WAUKESHA, Wis. (AP) — In Feb. 16 and Feb. 17 stories about the Slender Man stabbing case in Wisconsin, The Associated Press misspelled the victim's first name. Her name is Payton Leutner, not Peyton Leutner.
A corrected version of the Feb. 17 story is below:
Doctor: Girl thought horror character would hurt her family
Psychologist testifies girl accused in stabbing thought fictional character would hurt family
By TODD RICHMOND
WAUKESHA, Wis. (AP) — An attorney for one of two Wisconsin girls accused of stabbing their classmate to please horror character Slender Man tried to convince a judge Tuesday to move her case into juvenile court, arguing that his client is mentally disturbed and believed she had to kill to protect herself and her family from the creature.
Taking the stand during the second day of a preliminary hearing, psychologist Deborah Collins testified that she has interviewed the girl several times and concluded she honestly believes Slender Man exists.
"(Her belief) hasn't wavered and it's been unyielding to a rational perspective," Collins testified.
Collins also testified that the girl told her she uses Vulcan mind control to keep negative emotions at bay and believes Harry Potter villain Lord Voldemort visits her when he's not away on business trips.
A private detective working for the defense testified he discovered more than 60 drawings of Slender Man in the girl's bedroom. Many of the sketches included notes such as "not safe even in your house" and "he is here always." One drawing depicted a girl lying on the ground and a person standing over her with the message "I love killing people" written over the figure.
The detective went on to say he found more than a half-dozen Barbie dolls in the bedroom that had been marked with Slender Man's symbol. Some were missing their hands and feet.
"I think we did a good job showing she believed (Slender Man) was real ... across time and environment," defense attorney Anthony Cotton said. "She believed in Slender Man. She believed he would hurt the family."
According to court documents, the girls told detectives they had been planning to kill Payton Leutner for months. They are accused of luring her to a park in the Milwaukee suburb of Waukesha on May 31 and stabbing her 19 times. Leutner barely survived; one stab wound just missed her heart.
The alleged attackers were found walking toward the Nicolet National Forest, where they say they thought they would join Slender Man.
All three girls were 12 years old at the time of the incident. The two alleged attackers face one count of being a party to attempted first-degree intentional homicide in adult court. They each could face up to 65 years in the state prison system if convicted.
Police detectives testified on Monday that both girls believed they had to kill their friend and join Slender Man in order to protect themselves and their families from his wrath. Cotton is trying to use that to move his client to juvenile court, where she couldn't be held beyond age 25.
He contends that since the girl thought she was defending herself a charge of attempted second-degree intentional homicide is more appropriate. Since the girl is under 18, she would face that count in children's court.

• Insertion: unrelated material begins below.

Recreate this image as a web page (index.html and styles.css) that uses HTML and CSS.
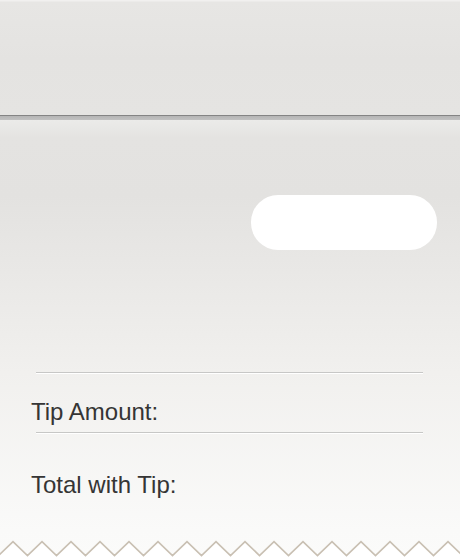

Prosecutors countered that a preliminary hearing — the stage of Wisconsin's legal process where a judge decides whether enough evidence exists to move to trial — isn't the proper venue for such an argument. Judge Michael Bohren declined to rule on anything Tuesday, asking all sides to submit briefs. He promised to issue a decision on March 13.
The other girl's attorneys called only one witness Tuesday, a sheriff's deputy who arrested their client on the road. He testified the girl told him someone would kill her family unless she did something bad.
The Associated Press isn't naming the alleged attackers because their cases could end up in juvenile court, where proceedings are secret.